Taste and See

From Pastor’s Desk

I don’t usually add or subtract anything from Dr. Swindoll’s comments, but allow me to today at the end of his article.


From Insight for Living:

Taste . . . Enjoy It! by Chuck Swindoll – 1 Timothy 4:4-5

Not enough is said about taste. Hunger and thirst may begin in our brains, prompting the digestive salivary enzymes to start flowing . . . but the satisfying part of the digestive process happens in the mouth. We have those tiny taste buds to thank for allowing us the pleasure of enjoying everything we eat and drink. Whether it be a cold, refreshing glass of lemonade on a hot summer day or a juicy, flavorful steak cooked on the backyard grill or a delicious bowl of spicy, homemade chili served with a dash of cheese and chopped onion or perfectly seasoned, fresh vegetables that crunch in our mouths, there are few pleasures more satisfying than slowly enjoying a well-prepared meal.

Don’t rush too quickly past the keyword slowly. Food is meant to be savored, chewed slowly and thoughtfully . . . not wolfed down like a big croc ferociously gulping the hind leg of a zebra! When we choke down our food too quickly, we not only fail to chew it long enough, failing to break it down so that it can be properly absorbed into the body, but we also bypass one of the most delightful senses God created us to enjoy: taste. It’s amazing how much food we can chew and swallow yet not take enough time to glean the satisfying benefits of lingering over its delicious taste.

In speaking of food, the apostle Paul reminded Timothy: “For everything God created is good, and nothing is to be rejected if it is received with thanksgiving, because it is consecrated by the word of God and prayer” (1 Timothy 4:4–5 NIV).


This article, looked at in a spiritual perspective, will be of great benefit.

Not being an avid reader, and, further, having a mind that “wanders” as I am reading, I find myself often having to return to a previously read portion of whatever I’m reading to properly assess what I’ve just read.

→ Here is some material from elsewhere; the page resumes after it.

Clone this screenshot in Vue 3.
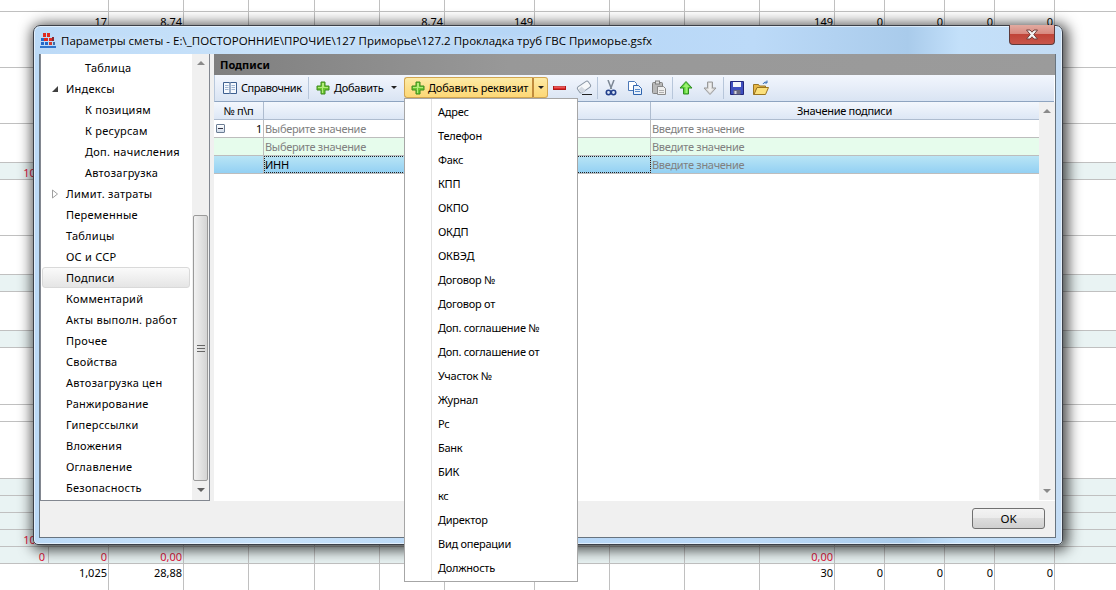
<script setup>
const sheetRows = [
  { h: 12, cells: {} },
  { h: 56, cells: { 1: '17', 2: '8,74', 6: '8,74', 7: '149', 11: '149', 12: '0', 13: '0', 14: '0', 15: '0' } },
  { h: 56, cells: {} },
  { h: 39, cells: {} },
  { h: 17, tint: true, red: true, cells: { 0: '100,' } },
  { h: 56, cells: {} },
  { h: 39, cells: {} },
  { h: 17, tint: true, cells: {} },
  { h: 39, cells: {} },
  { h: 17, tint: true, cells: {} },
  { h: 57, cells: {} },
  { h: 17, cells: {} },
  { h: 57, cells: {} },
  { h: 17, tint: true, cells: {} },
  { h: 17, tint: true, cells: {} },
  { h: 17, tint: true, red: true, cells: { 0: '50' } },
  { h: 17, tint: true, red: true, cells: { 0: '102,' } },
  { h: 17, tint: true, red: true, divided: true, cells: { 0: '0', 1: '0', 2: '0,00', 11: '0,00' } },
  { h: 27, last: true, cells: { 1: '1,025', 2: '28,88', 11: '30', 12: '0', 13: '0', 14: '0', 15: '0' } }
]
const columns = Array.from({ length: 17 }, (_, i) => i)

const tree = [
  { t: 'Таблица', l: 2 },
  { t: 'Индексы', l: 1, open: true },
  { t: 'К позициям', l: 2 },
  { t: 'К ресурсам', l: 2 },
  { t: 'Доп. начисления', l: 2 },
  { t: 'Автозагрузка', l: 2 },
  { t: 'Лимит. затраты', l: 1, closed: true },
  { t: 'Переменные', l: 1 },
  { t: 'Таблицы', l: 1 },
  { t: 'ОС и ССР', l: 1 },
  { t: 'Подписи', l: 1, sel: true },
  { t: 'Комментарий', l: 1 },
  { t: 'Акты выполн. работ', l: 1 },
  { t: 'Прочее', l: 1 },
  { t: 'Свойства', l: 1 },
  { t: 'Автозагрузка цен', l: 1 },
  { t: 'Ранжирование', l: 1 },
  { t: 'Гиперссылки', l: 1 },
  { t: 'Вложения', l: 1 },
  { t: 'Оглавление', l: 1 },
  { t: 'Безопасность', l: 1 }
]

const menu = ['Адрес', 'Телефон', 'Факс', 'КПП', 'ОКПО', 'ОКДП', 'ОКВЭД', 'Договор №', 'Договор от', 'Доп. соглашение №', 'Доп. соглашение от', 'Участок №', 'Журнал', 'Рс', 'Банк', 'БИК', 'кс', 'Директор', 'Вид операции', 'Должность']
</script>

<template>
  <div class="screen">
    <div class="sheet">
      <div
        v-for="(row, r) in sheetRows"
        :key="r"
        class="srow"
        :class="{ tint: row.tint, red: row.red, last: row.last, divided: row.divided }"
        :style="{ height: row.h + 'px' }"
      >
        <div v-for="c in columns" :key="c" class="scell">{{ row.cells[c] }}</div>
      </div>
    </div>

    <div class="window">
      <div class="titlebar">
        <svg class="appicon" width="16" height="15" viewBox="0 0 16 15">
          <rect x="3" y="0" width="3" height="4" fill="#e02a20" />
          <rect x="7" y="0" width="3" height="4" fill="#e02a20" />
          <rect x="1" y="5" width="3" height="3" fill="#2468c8" />
          <rect x="4" y="5" width="4" height="3" fill="#e02a20" />
          <rect x="9" y="5" width="3" height="3" fill="#e02a20" />
          <rect x="12" y="4" width="2" height="4" fill="#8a2a30" />
          <rect x="1" y="9" width="3" height="3" fill="#2468c8" />
          <rect x="5" y="9" width="3" height="3" fill="#2468c8" />
          <rect x="9" y="9" width="3" height="3" fill="#d03a2e" />
          <rect x="13" y="9" width="2" height="3" fill="#3a6aa8" />
          <rect x="0" y="13" width="16" height="2" fill="#2f74cc" />
        </svg>
        <span class="title">Параметры сметы - E:\_ПОСТОРОННИЕ\ПРОЧИЕ\127 Приморье\127.2 Прокладка труб ГВС Приморье.gsfx</span>
        <div class="close">
          <svg width="14" height="11" viewBox="0 0 14 11">
            <path d="M1.500 1H5L7 3.200 9 1h3.500L8.800 5.500l3.700 4.500H9L7 7.800 5 10H1.500l3.700-4.500z" fill="#f4f4f4" stroke="#70403c" stroke-width="1" />
          </svg>
        </div>
      </div>

      <div class="client">
        <div class="main">
          <aside class="navpanel">
            <div class="tree">
              <div v-for="item in tree" :key="item.t" class="node" :class="{ sel: item.sel, sub: item.l === 2 }">
                <span class="slot">
                  <svg v-if="item.open" width="8" height="8" viewBox="0 0 8 8"><path d="M7 1v6H1z" fill="#404040" /></svg>
                  <svg v-if="item.closed" width="8" height="10" viewBox="0 0 8 10"><path d="M1.500 1l5 4-5 4z" fill="#fff" stroke="#a0a0a0" /></svg>
                </span>
                <span class="nodetext">{{ item.t }}</span>
              </div>
            </div>
            <div class="vscroll nav">
              <div class="sbtn"><span class="up"></span></div>
              <div class="thumb">
                <svg width="8" height="7" viewBox="0 0 8 7"><path d="M0 .5h8M0 3.500h8M0 6.500h8" stroke="#666" /></svg>
              </div>
              <div class="sbtn down"><span class="dn"></span></div>
            </div>
          </aside>

          <section class="content">
            <div class="sectionhead">Подписи</div>
            <div class="toolbar">
              <div class="tbtext book">
                <svg width="16" height="16" viewBox="0 0 16 16">
                  <path d="M1.500 2.500h6l.5 1 .5-1h6v11h-6l-.5.5-.5-.5h-6z" fill="#f4f8fd" stroke="#3d5f8f" />
                  <path d="M8 3.500v10" stroke="#3d5f8f" />
                  <path d="M3 5.500h3.500M3 7.500h3.500M3 9.500h3.500M9.500 5.500H13M9.500 7.500H13M9.500 9.500H13" stroke="#9db4d2" />
                </svg>
                <span>Справочник</span>
              </div>
              <i class="sep"></i>
              <div class="tbtext add">
                <svg width="16" height="16" viewBox="0 0 16 16">
                  <path d="M6 2h4v4h4v4h-4v4H6v-4H2V6h4z" fill="#6cc832" stroke="#3f8a1e" />
                  <path d="M7 3h2v4h4v1H8v5H7V8H3V7h4z" fill="#b4ec7c" />
                </svg>
                <span>Добавить</span>
                <b class="caret"></b>
              </div>
              <div class="splitbtn">
                <div class="splitmain">
                  <svg width="16" height="16" viewBox="0 0 16 16">
                    <path d="M6 2h4v4h4v4h-4v4H6v-4H2V6h4z" fill="#6cc832" stroke="#3f8a1e" />
                    <path d="M7 3h2v4h4v1H8v5H7V8H3V7h4z" fill="#b4ec7c" />
                  </svg>
                  <span>Добавить реквизит</span>
                </div>
                <div class="splitarrow"><b class="caret"></b></div>
              </div>
              <div class="tbicon">
                <svg width="16" height="16" viewBox="0 0 16 16"><rect x="1.500" y="6.500" width="12" height="3" fill="#e02828" stroke="#b01818" /><path d="M2 7h11" stroke="#f08080" /></svg>
              </div>
              <div class="tbicon">
                <svg width="16" height="16" viewBox="0 0 16 16">
                  <rect x="1.500" y="3.500" width="13" height="7" rx="2" transform="rotate(-35 8 7)" fill="#f6f8fa" stroke="#8a96a4" />
                  <path d="M2.500 9.500l3 3.500 2.500-1 1.500-2-4-3.500z" fill="#d4dae2" />
                  <path d="M6 14.500h10" stroke="#222" />
                </svg>
              </div>
              <i class="sep"></i>
              <div class="tbicon">
                <svg width="16" height="16" viewBox="0 0 16 16">
                  <path d="M5 0l3.500 9M11 0L7.500 9" stroke="#7c8794" stroke-width="1.500" fill="none" />
                  <circle cx="5.500" cy="12.500" r="2.200" fill="#d8e4f4" stroke="#24408c" stroke-width="1.600" />
                  <circle cx="10.500" cy="12.500" r="2.200" fill="#d8e4f4" stroke="#24408c" stroke-width="1.600" />
                </svg>
              </div>
              <div class="tbicon">
                <svg width="16" height="16" viewBox="0 0 16 16">
                  <path d="M1.500 1.500h6l2 2v7h-8z" fill="#fff" stroke="#4b78b8" />
                  <path d="M6.500 5.500h5l3 3v6h-8z" fill="#e8f1fb" stroke="#2f64ae" />
                  <path d="M8 9.500h5M8 11.500h5" stroke="#5b8ccc" />
                </svg>
              </div>
              <div class="tbicon">
                <svg width="16" height="16" viewBox="0 0 16 16">
                  <rect x="1.500" y="2.500" width="10" height="11" rx="1" fill="#b8b8b8" stroke="#808080" />
                  <rect x="4.500" y="1" width="4" height="3" fill="#e0e0e0" stroke="#808080" />
                  <path d="M6.500 6.500h6l2 2v6h-8z" fill="#eeeeee" stroke="#8a8a8a" />
                  <path d="M8 10.500h5M8 12.500h5" stroke="#b0b0b0" />
                </svg>
              </div>
              <i class="sep"></i>
              <div class="tbicon">
                <svg width="16" height="16" viewBox="0 0 16 16">
                  <path d="M8 1.500l6 6.500h-3.500v6h-5V8H2z" fill="#5cd43a" stroke="#2f8c20" />
                  <path d="M8 3l3.500 4H9.500v6h-2V7H5z" fill="#9cf070" />
                </svg>
              </div>
              <div class="tbicon">
                <svg width="16" height="16" viewBox="0 0 16 16">
                  <path d="M8 14.500L2 8h3.500V2h5v6H14z" fill="#d8d8d8" stroke="#9a9a9a" />
                  <path d="M7 3h2v6h2l-3 3.500L5 9h2z" fill="#eeeeee" />
                </svg>
              </div>
              <i class="sep"></i>
              <div class="tbicon">
                <svg width="16" height="16" viewBox="0 0 16 16">
                  <path d="M1.500 1.500h13v13h-13z" fill="#3f4fc0" stroke="#22267a" />
                  <rect x="4" y="2" width="8" height="5" fill="#f4f6fa" />
                  <rect x="4.500" y="10" width="7" height="4.500" fill="#6a6a80" />
                  <rect x="5.500" y="11" width="2" height="3" fill="#d8d8e4" />
                </svg>
              </div>
              <div class="tbicon">
                <svg width="16" height="16" viewBox="0 0 16 16">
                  <path d="M.5 4.500h5l1 1.500h6v2H4l-2.500 6.500H.5z" fill="#e8b848" stroke="#9a7420" />
                  <path d="M4 7.500h11.500l-3 7H1z" fill="#fbe07c" stroke="#9a7420" />
                  <path d="M10 4c1-2 3-2.500 4-1.500M14 .5v2.500h-2.500" fill="none" stroke="#3a70b8" />
                </svg>
              </div>
            </div>
            <div class="tablewrap">
              <div class="table">
                <div class="thead grow">
                  <div class="th">№ п\п</div>
                  <div class="th"></div>
                  <div class="th last">Значение подписи</div>
                </div>
                <div class="grow trow">
                  <div class="td num"><span class="minus"></span><span>1</span></div>
                  <div class="td hint">Выберите значение</div>
                  <div class="td hint">Введите значение</div>
                </div>
                <div class="grow trow newrow">
                  <div class="td"></div>
                  <div class="td hint">Выберите значение</div>
                  <div class="td hint">Введите значение</div>
                </div>
                <div class="grow trow current">
                  <div class="td"></div>
                  <div class="td focus">ИНН</div>
                  <div class="td hint">Введите значение</div>
                </div>
              </div>
              <div class="vscroll grid">
                <div class="sbtn"><span class="up"></span></div>
                <div class="sbtn down"><span class="dn"></span></div>
              </div>
            </div>
          </section>
        </div>
        <div class="footer">
          <div class="okbtn">OK</div>
        </div>
      </div>
    </div>

    <div class="menu">
      <div v-for="m in menu" :key="m" class="mitem">{{ m }}</div>
    </div>
  </div>
</template>

<style scoped>
.screen {
  position: relative;
  width: 1116px;
  height: 590px;
  overflow: hidden;
  background: #fff;
  font-family: "Noto Sans", "Liberation Sans", sans-serif;
  font-size: 11px;
  color: #000;
}

.srow {
  display: grid;
  grid-template-columns: 49px 60px 75px 65px 66px 65px 65px 90px 75px 75px 75px 75px 50px 60px 50px 60px 62px;
  border-bottom: 1px solid #c0c0c0;
  box-sizing: border-box;
}
.srow.last { border-bottom: 0; }
.srow.tint { background: #e9f3f3; }
.srow.red { color: #e0143c; }
.scell {
  box-sizing: border-box;
  text-align: right;
  padding: 2px 1px 0 0;
  line-height: 15px;
  border-right: 1px solid #c0c0c0;
}
.scell:first-child { border-right-color: transparent; padding-right: 3px; }
.srow.divided .scell:first-child { border-right-color: #c0c0c0; }
.srow.last .scell { padding-top: 1px; }
.scell:last-child { border-right: 0; }

.window {
  position: absolute;
  left: 33px;
  top: 25px;
  width: 1030px;
  height: 520px;
  box-sizing: border-box;
  border: 1px solid #3c4048;
  border-radius: 7px 7px 5px 5px;
  display: flex;
  flex-direction: column;
  padding: 0 6px 6px 5px;
  background: linear-gradient(90deg, #bcdaf7 0%, #c8e2fa 22%, #b6d6f6 45%, #bcdaf8 70%, #a9cbeb 85%, #c3e0fa 90%, #c4dcf4 100%);
  box-shadow: 2px 2px 14px 3px rgba(0, 0, 0, .72), inset 0 0 0 1px rgba(255, 255, 255, .55);
}

.titlebar {
  position: relative;
  height: 28px;
  flex: none;
  display: flex;
  align-items: center;
}
.appicon { margin-left: 1px; flex: none; }
.title {
  margin-left: 5px;
  font-family: "Open Sans", sans-serif;
  font-size: 11.500px;
  letter-spacing: .02px;
  white-space: nowrap;
  text-shadow: 0 0 6px rgba(255, 255, 255, .9);
}
.close {
  position: absolute;
  right: 1px;
  top: -1px;
  width: 46px;
  height: 20px;
  box-sizing: border-box;
  border: 1px solid #5e3a3a;
  border-top: 0;
  border-radius: 0 0 4px 4px;
  background: linear-gradient(180deg, #e2aaa0 0%, #d88a80 45%, #c04438 50%, #c8564a 100%);
  display: flex;
  align-items: center;
  justify-content: center;
}

.client {
  flex: 1;
  min-height: 0;
  display: flex;
  flex-direction: column;
  border: 1px solid #68747f;
  border-top: 0;
  background: #f0f0f0;
}
.main { height: 447px; flex: none; display: flex; gap: 4px; }
.footer {
  flex: 1;
  display: flex;
  justify-content: flex-end;
  align-items: flex-start;
  padding: 7px 10px 0 0;
}
.okbtn {
  width: 73px;
  height: 21px;
  box-sizing: border-box;
  border: 1px solid #707070;
  border-radius: 3px;
  text-align: center;
  line-height: 19px;
  font-size: 11.500px;
  background: linear-gradient(180deg, #f3f3f3 0%, #ebebeb 48%, #dddddd 50%, #cfcfcf 100%);
}

.navpanel {
  width: 170px;
  flex: none;
  box-sizing: border-box;
  display: flex;
  border: 1px solid #828790;
  border-top: 0;
  background: #fff;
}
.tree { width: 151px; flex: none; padding-top: 3px; box-sizing: border-box; }
.node {
  box-sizing: border-box;
  height: 21px;
  margin-left: 1px;
  width: 148px;
  border: 1px solid transparent;
  border-radius: 3px;
  display: flex;
  align-items: center;
  padding-left: 8px;
}
.node.sel {
  border-color: #d9d9d9;
  background: linear-gradient(180deg, #fafafa, #e5e5e5);
}
.slot { width: 15px; flex: none; display: flex; align-items: center; }
.node.sub .nodetext { margin-left: 19px; }
.nodetext { white-space: nowrap; letter-spacing: .25px; }

.vscroll {
  width: 17px;
  flex: none;
  box-sizing: border-box;
  background: #f0f0f0;
  display: flex;
  flex-direction: column;
  align-items: center;
}
.vscroll.grid { width: 16px; justify-content: space-between; height: 398px; }
.sbtn {
  height: 18px;
  width: 100%;
  flex: none;
  display: flex;
  align-items: center;
  justify-content: center;
}
.sbtn .up {
  width: 0;
  height: 0;
  border-left: 4px solid transparent;
  border-right: 4px solid transparent;
  border-bottom: 4px solid #8a8a8a;
}
.sbtn .dn {
  width: 0;
  height: 0;
  border-left: 4px solid transparent;
  border-right: 4px solid transparent;
  border-top: 4px solid #606060;
}
.vscroll.grid .dn { border-top-color: #8a8a8a; }
.thumb {
  margin-top: 143px;
  width: 15px;
  height: 266px;
  flex: none;
  box-sizing: border-box;
  border: 1px solid #9a9a9a;
  border-radius: 2px;
  background: linear-gradient(90deg, #f2f2f2, #d4d4d4);
  display: flex;
  align-items: center;
  justify-content: center;
}

.content {
  flex: 1;
  min-width: 0;
  display: flex;
  flex-direction: column;
  background: #fff;
}
.sectionhead {
  height: 21px;
  flex: none;
  box-sizing: border-box;
  padding-left: 6px;
  line-height: 21px;
  font-weight: 700;
  background: linear-gradient(90deg, #7f7f7f 0%, #989898 35%, #9b9b9b 100%);
}
.toolbar {
  height: 27px;
  flex: none;
  box-sizing: border-box;
  display: flex;
  align-items: flex-start;
  padding: 2px 0 0 7px;
  margin-right: 1px;
  border-bottom: 1px solid #8ea4c0;
  border-left: 1px solid #b8c8dc;
  background: linear-gradient(180deg, #f2f6fd 0%, #e6edf8 50%, #d9e4f3 100%);
  letter-spacing: -.25px;
}
.toolbar svg { flex: none; }
.tbtext {
  height: 21px;
  display: flex;
  align-items: center;
  white-space: nowrap;
  box-sizing: border-box;
}
.book { width: 85px; gap: 3px; letter-spacing: -.45px; }
.add { width: 94px; padding-left: 5px; gap: 3px; }
.add .caret { margin-left: 5px; }
.caret {
  width: 0;
  height: 0;
  display: block;
  border-left: 3px solid transparent;
  border-right: 3px solid transparent;
  border-top: 3px solid #222;
}
.sep {
  display: block;
  flex: none;
  width: 1px;
  height: 22px;
  margin: 0 1px;
  background: #b7c6da;
}
.splitbtn { display: flex; height: 21px; width: 144px; flex: none; }
.splitmain {
  width: 128px;
  box-sizing: border-box;
  display: flex;
  align-items: center;
  gap: 2px;
  padding-left: 5px;
  white-space: nowrap;
  letter-spacing: -.17px;
  border: 1px solid #d2a650;
  border-right: 0;
  border-radius: 3px 0 0 3px;
  background: linear-gradient(180deg, #fdeba6 0%, #fde08c 50%, #fdd877 100%);
}
.splitarrow {
  width: 16px;
  box-sizing: border-box;
  display: flex;
  align-items: center;
  justify-content: center;
  border: 1px solid #d2a650;
  border-left: 2px solid #c08b3c;
  border-radius: 0 3px 3px 0;
  background: linear-gradient(180deg, #fdeba6 0%, #fde08c 50%, #fdd877 100%);
}
.tbicon {
  width: 24px;
  height: 21px;
  flex: none;
  display: flex;
  align-items: center;
  justify-content: center;
}

.tablewrap { flex: 1; min-height: 0; display: flex; }
.table { width: 825px; flex: none; letter-spacing: -.3px; }
.grow {
  display: grid;
  grid-template-columns: 50px 387px 388px;
}
.thead {
  height: 18px;
  box-sizing: border-box;
  border-bottom: 1px solid #aebccf;
  background: linear-gradient(180deg, #f3f7fd, #dde7f5);
}
.th {
  box-sizing: border-box;
  text-align: center;
  line-height: 17px;
  border-right: 1px solid #aebccf;
}
.th.last { border-right-color: transparent; }
.trow {
  height: 18px;
  box-sizing: border-box;
  border-bottom: 1px solid #bdbdbd;
}
.td {
  box-sizing: border-box;
  line-height: 17px;
  padding-left: 1px;
  border-right: 1px solid #bdbdbd;
  white-space: nowrap;
  overflow: hidden;
}
.td:last-child { border-right-color: transparent; }
.td.hint { color: #808080; }
.td.num {
  display: flex;
  align-items: center;
  justify-content: space-between;
  padding: 0 1px 0 2px;
}
.minus {
  width: 9px;
  height: 9px;
  box-sizing: border-box;
  border: 1px solid #6b7d94;
  border-radius: 1px;
  background: linear-gradient(#fff, #d0dcea);
  position: relative;
}
.minus::after {
  content: "";
  position: absolute;
  left: 1px;
  right: 1px;
  top: 3px;
  height: 1px;
  background: #334;
}
.newrow { background: #e6fcec; }
.current { background: linear-gradient(180deg, #b9e5f5, #93d0f3); }
.focus { outline: 1px dotted #222; outline-offset: -1px; }

.menu {
  position: absolute;
  left: 404px;
  top: 98px;
  width: 174px;
  height: 484px;
  box-sizing: border-box;
  border: 1px solid #a6a6a6;
  background: #fff;
  padding-top: 1px;
  letter-spacing: -.25px;
}
.menu::before {
  content: "";
  position: absolute;
  left: 26px;
  top: 0;
  bottom: 1px;
  width: 1px;
  background: #e2e2e2;
}
.mitem {
  height: 24px;
  line-height: 24px;
  padding-left: 33px;
  white-space: nowrap;
}
</style>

Where I’m most vulnerable is in reading the Bible. Consequently, I use an audio Bible program along with my reading to “slow” me down, not wanting to miss key points in a passage in which the Holy Spirit may desire to speak to my heart. I have to force myself to slowly and thoughtfully “chew” in order to savor and properly digest what I’m reading. The Psalmist said in Psalm 34:8 “O taste and see that the LORD is good: blessed is the man that trusteth in him.”

Apply this to Dr. Swindoll’s thoughts in the second paragraph and I think you’ll find it fits rather nicely. Sometimes we just “…chew and swallow yet not take enough time to glean the satisfying benefits of lingering over its delicious taste.”